Tile is extremely durable and generally easy to clean, but the grout joints are prone to staining and collecting grime. To minimize stains and deep-set crud, be sure to seal the grout as soon as possible after installing the tile, and reapply the sealer every few years, as recommended by the manufacturer.
02 of 07
Countertop refinishing kits are like paint on steroids. They include an epoxy-like paint and decorative stone chips to create the look of natural stone. Most kits are designed for making over old laminate counter surfaces.
Refinishing kits come with everything you need (except for a few tools and basic supplies) to completely cover a standard-size countertop, including the front edge and, if desired, a 4-inch backsplash. The overall process is straightforward and non-technical, but it involves some hard work, messy sanding, and careful attention to detail. Follow the manufacturer's instructions to the letter for best results.
03 of 07
If you have old laminate (Formica, Wilsonart, etc.) countertops that have square edges, you can cover them with a layer of new laminate, which is sold in sheets up to 5 feet wide and 12 feet long. If your countertops have a raised and rounded edge, often called a waterfall edge, you can't cover them with new laminate because it's impossible to get the new material to conform to the edge contours.

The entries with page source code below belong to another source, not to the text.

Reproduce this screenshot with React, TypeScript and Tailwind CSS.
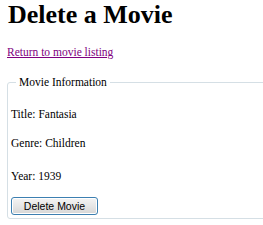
export default function App() {
  return (
    <div className="w-[263px] h-[225px] overflow-hidden bg-white text-black font-['Liberation_Serif','Times_New_Roman',serif]">
      <h1 className="pl-[8px] text-[26px] leading-[30px] font-bold">Delete a Movie</h1>
      <p className="mt-[15px] pl-[7px] text-[11.5px] leading-[14px]">
        <a href="#" className="text-[#800080] underline">Return to movie listing</a>
      </p>
      <fieldset className="mt-[16px] ml-[7px] w-[270px] border border-[#d5dfe5] rounded-[3px] pl-[3px] pb-[3px]">
        <legend className="ml-[5px] px-[3px] text-[11.5px] leading-[15px]">Movie Information</legend>
        <div className="flex flex-col text-[11.5px] leading-[14px]">
          <p className="mt-[17px]">Title: Fantasia</p>
          <p className="mt-[15px]">Genre: Children</p>
          <p className="mt-[19px]">Year: 1939</p>
          <div className="mt-[14px]">
            <button className="w-[87px] h-[18px] rounded-[3px] border border-[#3c7fb1] bg-gradient-to-b from-[#f4f4f4] via-[#e6e6e6] to-[#d6d6d6] shadow-[inset_0_0_0_1px_#ffffff] font-['Liberation_Sans',Arial,sans-serif] text-[10.5px] leading-[16px] text-black">
              Delete Movie
            </button>
          </div>
        </div>
      </fieldset>
    </div>
  );
}
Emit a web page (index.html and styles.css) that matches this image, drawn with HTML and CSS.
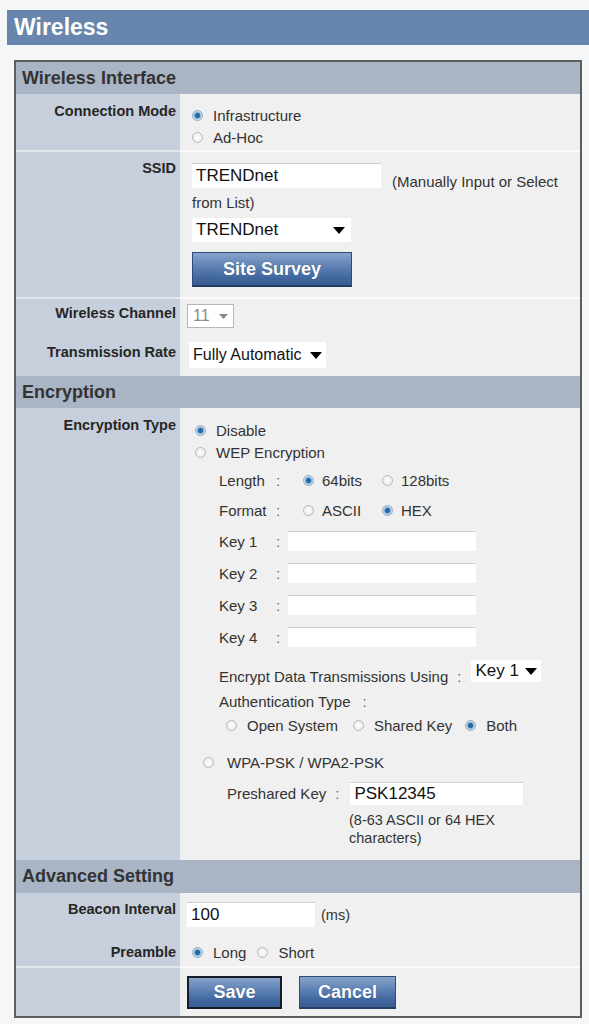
FILE: index.html
```html
<!DOCTYPE html>
<html>
<head>
<meta charset="utf-8">
<title>Wireless</title>
<link rel="stylesheet" href="styles.css">
</head>
<body>
<div class="screen">
  <div class="titlebar">Wireless</div>
  <div class="panel">
    <div class="sec-head">Wireless Interface</div>

    <div class="row r-mode">
      <div class="lbl">Connection Mode</div>
      <div class="val">
        <div class="opt-line"><span class="radio on"></span>Infrastructure</div>
        <div class="opt-line"><span class="radio"></span>Ad-Hoc</div>
      </div>
    </div>

    <div class="row sep r-ssid">
      <div class="lbl">SSID</div>
      <div class="val">
        <div class="ssid-line"><span class="textbox tb-ssid">TRENDnet</span><span class="hint">(Manually Input or Select</span></div>
        <div class="hint2">from List)</div>
        <div class="select sel-ssid"><span>TRENDnet</span><svg class="arrow" width="12" height="7" viewBox="0 0 12 7"><path d="M0 0H12L6 7Z" fill="#000"/></svg></div>
        <button class="btn btn-survey">Site Survey</button>
      </div>
    </div>

    <div class="row sep r-chan">
      <div class="lbl">Wireless Channel</div>
      <div class="val">
        <div class="select sel-chan"><span>11</span><svg class="arrow" width="9" height="5" viewBox="0 0 9 5"><path d="M0 0H9L4.5 5Z" fill="#8a8a8a"/></svg></div>
      </div>
    </div>

    <div class="row r-rate">
      <div class="lbl">Transmission Rate</div>
      <div class="val">
        <div class="select sel-rate"><span>Fully Automatic</span><svg class="arrow" width="12" height="7" viewBox="0 0 12 7"><path d="M0 0H12L6 7Z" fill="#000"/></svg></div>
      </div>
    </div>

    <div class="sec-head">Encryption</div>

    <div class="row r-enc">
      <div class="lbl">Encryption Type</div>
      <div class="val">
        <div class="opt-line"><span class="radio on"></span>Disable</div>
        <div class="opt-line"><span class="radio"></span>WEP Encryption</div>

        <div class="wep">
          <div class="wep-grid">
            <span class="wl">Length</span><span class="wc">:</span>
            <div class="wopts"><span class="wopt"><span class="radio on"></span>64bits</span><span class="wopt"><span class="radio"></span>128bits</span></div>

            <span class="wl">Format</span><span class="wc">:</span>
            <div class="wopts"><span class="wopt"><span class="radio"></span>ASCII</span><span class="wopt"><span class="radio on"></span>HEX</span></div>

            <span class="wl key">Key 1</span><span class="wc key">:</span><span class="textbox tb-key"></span>
            <span class="wl key">Key 2</span><span class="wc key">:</span><span class="textbox tb-key"></span>
            <span class="wl key">Key 3</span><span class="wc key">:</span><span class="textbox tb-key"></span>
            <span class="wl key">Key 4</span><span class="wc key">:</span><span class="textbox tb-key"></span>
          </div>

          <div class="encrypt-line">
            <span class="enc-text">Encrypt Data Transmissions Using</span><span class="enc-colon">:</span>
            <div class="select sel-key"><span>Key 1</span><svg class="arrow" width="12" height="7" viewBox="0 0 12 7"><path d="M0 0H12L6 7Z" fill="#000"/></svg></div>
          </div>
          <div class="auth-line">Authentication Type<span class="auth-colon">:</span></div>
          <div class="auth-opts">
            <span class="aopt a1"><span class="radio"></span>Open System</span>
            <span class="aopt a2"><span class="radio"></span>Shared Key</span>
            <span class="aopt"><span class="radio on"></span>Both</span>
          </div>
        </div>

        <div class="wpa-line"><span class="radio"></span>WPA-PSK / WPA2-PSK</div>
        <div class="psk-line"><span>Preshared Key</span><span class="psk-colon">:</span><span class="textbox tb-psk">PSK12345</span></div>
        <div class="psk-hint">(8-63 ASCII or 64 HEX<br>characters)</div>
      </div>
    </div>

    <div class="sec-head sec-adv">Advanced Setting</div>

    <div class="row r-beacon">
      <div class="lbl">Beacon Interval</div>
      <div class="val">
        <span class="textbox tb-beacon">100</span><span class="ms">(ms)</span>
      </div>
    </div>

    <div class="row r-pre">
      <div class="lbl">Preamble</div>
      <div class="val">
        <span class="popt"><span class="radio on"></span>Long</span>
        <span class="popt"><span class="radio"></span>Short</span>
      </div>
    </div>

    <div class="row sep r-btns">
      <div class="lbl"></div>
      <div class="val">
        <button class="btn btn-save">Save</button>
        <button class="btn btn-cancel">Cancel</button>
      </div>
    </div>
  </div>
</div>
</body>
</html>
```

FILE: styles.css
```css
* { box-sizing: border-box; }

body {
  margin: 0;
  background: #f4f6f8;
  font-family: "Liberation Sans", Arial, sans-serif;
  color: #333;
}

.screen {
  padding: 10px 0 0 7px;
}

.titlebar {
  height: 35px;
  background: #6886ad;
  color: #fff;
  font-weight: bold;
  font-size: 23px;
  line-height: 35px;
  padding-left: 7px;
}

.panel {
  margin: 15px 7px 0 7px;
  border: 2px solid #5e5e5e;
  background: #f0f0f0;
}

.sec-head {
  height: 32px;
  background: #a9b4c4;
  color: #333;
  font-weight: bold;
  font-size: 18px;
  line-height: 32px;
  padding-left: 6px;
}

.sec-adv { height: 33px; line-height: 33px; }

.row {
  display: grid;
  grid-template-columns: 164px 1fr;
}

.lbl {
  background: #c6cfdb;
  text-align: right;
  padding-right: 4px;
  font-weight: bold;
  font-size: 14.5px;
  line-height: 16px;
  color: #262626;
}

.val {
  background: #f0f0f0;
  font-size: 15px;
  color: #333;
}

.row.sep > .lbl { border-top: 2px solid #e2e7ed; }
.row.sep > .val { border-top: 2px solid #fafafa; }

/* radios */
.radio {
  display: inline-block;
  flex: none;
  width: 11px;
  height: 11px;
  border-radius: 50%;
  border: 1px solid #b3b8be;
  background: radial-gradient(circle, #ffffff 0, #e6e6e6 100%);
  margin-right: 10px;
}
.radio.on {
  border-color: #8ea9c1;
  background: radial-gradient(circle, #1f5f97 0, #2f73ab 2.2px, #a6c6e0 3.4px, #eef3f7 5px);
}

.opt-line {
  display: flex;
  align-items: center;
  height: 22px;
}

/* text boxes and selects */
.textbox {
  display: inline-flex;
  align-items: center;
  background: #fff;
  border-top: 1px solid #cfcfcf;
  color: #111;
  font-size: 16px;
  padding-left: 4px;
}

.select {
  display: flex;
  align-items: center;
  justify-content: space-between;
  background: #fff;
  color: #111;
  font-size: 16px;
  padding: 0 4px;
}
.select .arrow { flex: none; }

/* connection mode */
.r-mode .lbl { padding-top: 9px; }
.r-mode .val { padding: 10px 0 2px 12px; }

/* ssid */
.r-ssid .lbl { padding-top: 8px; }
.r-ssid .val { padding: 11px 0 10px 12px; }
.ssid-line { display: flex; align-items: flex-start; }
.tb-ssid { width: 189px; height: 25px; font-size: 17px; }
.hint { margin: 10px 0 0 11px; line-height: 18px; font-size: 15px; }
.hint2 { margin-top: 3px; line-height: 18px; }
.sel-ssid { width: 159px; height: 24px; margin-top: 6px; font-size: 17px; padding-right: 6px; }

.btn {
  display: flex;
  align-items: center;
  justify-content: center;
  font-family: "Liberation Sans", Arial, sans-serif;
  font-weight: bold;
  font-size: 18px;
  color: #fff;
  background: linear-gradient(#86a3cb 0%, #5c7fb2 45%, #4268a0 75%, #3a5d92 100%);
  border: 1px solid #2e4b78;
  border-bottom: 2px solid #243d63;
  text-shadow: 0 0 1px rgba(20,40,80,0.5);
  padding: 0;
}
.btn-survey { width: 160px; height: 35px; margin-top: 10px; }

/* channel / rate */
.r-chan .lbl { padding-top: 6px; }
.r-chan .val { padding: 5px 0 7px 7px; }
.sel-chan {
  width: 47px;
  height: 24px;
  border: 1px solid #b8b8b8;
  color: #8a8a8a;
  font-size: 16px;
  padding: 0 5px;
}
.r-rate .lbl { padding-top: 9px; }
.r-rate .val { padding: 7px 0 8px 9px; }
.sel-rate { width: 137px; height: 26px; padding-right: 4px; }

/* encryption */
.r-enc .lbl { padding-top: 9px; }
.r-enc .val { padding: 11px 0 13px 15px; }

.wep { margin: 2px 0 0 24px; }
.wep-grid {
  display: grid;
  grid-template-columns: 52px 17px auto;
  grid-template-rows: 30px 30px 32px 32px 32px 32px;
  align-items: center;
}
.wc { padding-left: 5px; color: #666; }
.wopts { display: flex; align-items: center; padding-left: 15px; }
.wopt { display: flex; align-items: center; width: 79px; }
.wopt .radio { margin-right: 8px; }
.tb-key { width: 188px; height: 20px; }

.encrypt-line { display: flex; align-items: flex-start; margin-top: 7px; }
.enc-text { margin-top: 8px; line-height: 18px; }
.enc-colon { margin: 8px 0 0 9px; line-height: 18px; color: #666; }
.sel-key { width: 70px; height: 22px; margin-left: 10px; font-size: 17px; }

.auth-line { margin-top: 7px; line-height: 18px; }
.auth-colon { margin-left: 12px; color: #666; }
.auth-opts { display: flex; align-items: center; margin-top: 5px; height: 18px; padding-left: 7px; }
.aopt { display: flex; align-items: center; }
.aopt .radio { margin-right: 10px; }
.a1 { margin-right: 15px; }
.a2 { margin-right: 13px; }

.wpa-line { display: flex; align-items: center; height: 18px; margin: 19px 0 0 8px; }
.wpa-line .radio { margin-right: 13px; }

.psk-line { display: flex; align-items: center; margin: 11px 0 0 32px; height: 23px; }
.psk-colon { margin-left: 9px; color: #666; }
.tb-psk { width: 173px; height: 23px; margin-left: 11px; font-size: 17px; }
.psk-hint { margin: 6px 0 0 154px; line-height: 18px; font-size: 14.5px; }

/* advanced */
.r-beacon .lbl { padding-top: 8px; }
.r-beacon .val { padding: 9px 0 8px 7px; display: flex; align-items: center; }
.tb-beacon { width: 128px; height: 25px; font-size: 17px; }
.ms { margin-left: 6px; font-size: 14.5px; }

.r-pre .lbl { padding-top: 9px; }
.r-pre .val { padding: 6px 0 3px 12px; display: flex; align-items: center; height: 31px; }
.popt { display: flex; align-items: center; margin-right: 11px; }

.r-btns .val { padding: 8px 0 7px 7px; display: flex; }
.btn-save { width: 95px; height: 33px; border: 2px solid #151d2a; }
.btn-cancel { width: 97px; height: 33px; margin-left: 17px; }
```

A laminate re-covering process is similar to fabricating new custom laminate countertops. You cut the sheets a little bit oversize and glue them down with contact cement. Then you trim the edges flush to the old counter with a router or laminate trimmer. The result is essentially a brand new countertop. Best of all, the new layer adds less than 1/8 inch of thickness.
04 of 07
Modular granite, sometimes called granite or stone overlay, is a system of small, thin slabs of stone designed for covering old countertops. Instead of standard 12-inch-square stone tiles—and their numerous grout joints—modular pieces cover the entire front-to-back distance (counter edge to backsplash) of the countertop. They are about 16 to 18 inches wide, which means fewer joints between pieces, compared to tile. For those problematic inside and outside corners, there are special pieces made just for these sections, as well as optional edge pieces.
The cost of materials for a modular granite makeover may not be significantly cheaper than a solid granite slab, but you can save a lot of money by tackling the installation yourself.Continue to 5 of 7 below.
05 of 07
Concrete Skim Coat
Lots of people love the look of concrete slab countertops but aren't up for the highly labor-intensive installation of a cast-in-place slab. But you can get the same look and feel of solid concrete by coating your old countertop with thin coats of cement-based floor leveler or flooring underlayment.
After roughing up the old counter surface with sandpaper to ensure proper adhesion, you apply multiple thin coats of cement leveler, using a trowel or a drywall knife. The final coat of cement needs a food-grade sealer (and wax, if desired) for a shiny finish that cleans easily and resists stains. A faux-concrete cover isn't exceptionally durable and may be prone to scratches and stains. But it's an easy, inexpensive option for those who love the concrete look.
06 of 07
Countertop film is a thicker, tougher version of contact paper or shelf paper. It's more like a cross between vinyl flooring and shelf paper, and it has a self-adhesive backing for sticking directly to the old counter surface.
Installation of countertop film is, not surprisingly, a bit fussy, but it's no more complicated than applying contact paper. You lay out the film, trim it to rough size, align it the the countertop's edges, then stick it down incrementally, using a squeegee tool to work out the air bubbles as you go.
07 of 07
If you've always wanted butcher block or are drawn to the beauty of a real wood countertop, now's your chance to have it. You can cover your old counters with wide planks of solid hardwood or even hardwood or bamboo plywood. Solid hardwood is more durable and repairable than plywood (with its very thin top veneer layer), but plywood comes in larger pieces and is less expensive. Bamboo plywood offers the best of both worlds; it has a thicker top layer than plywood (for durability and repairs), and it comes in 4-by-8-foot sheets, just like regular plywood.
This is a very custom makeover that requires some basic woodworking skills and tools. In short, you cut the main surface pieces to fit and glue them to the old counter (perhaps with screws driven up from below the old counter). Then you add a front edge made from the same material, or use a solid hardwood edge to cap the layered edges of plywood. A wood covering must be thoroughly sealed or oiled for stain- and moisture-resistance.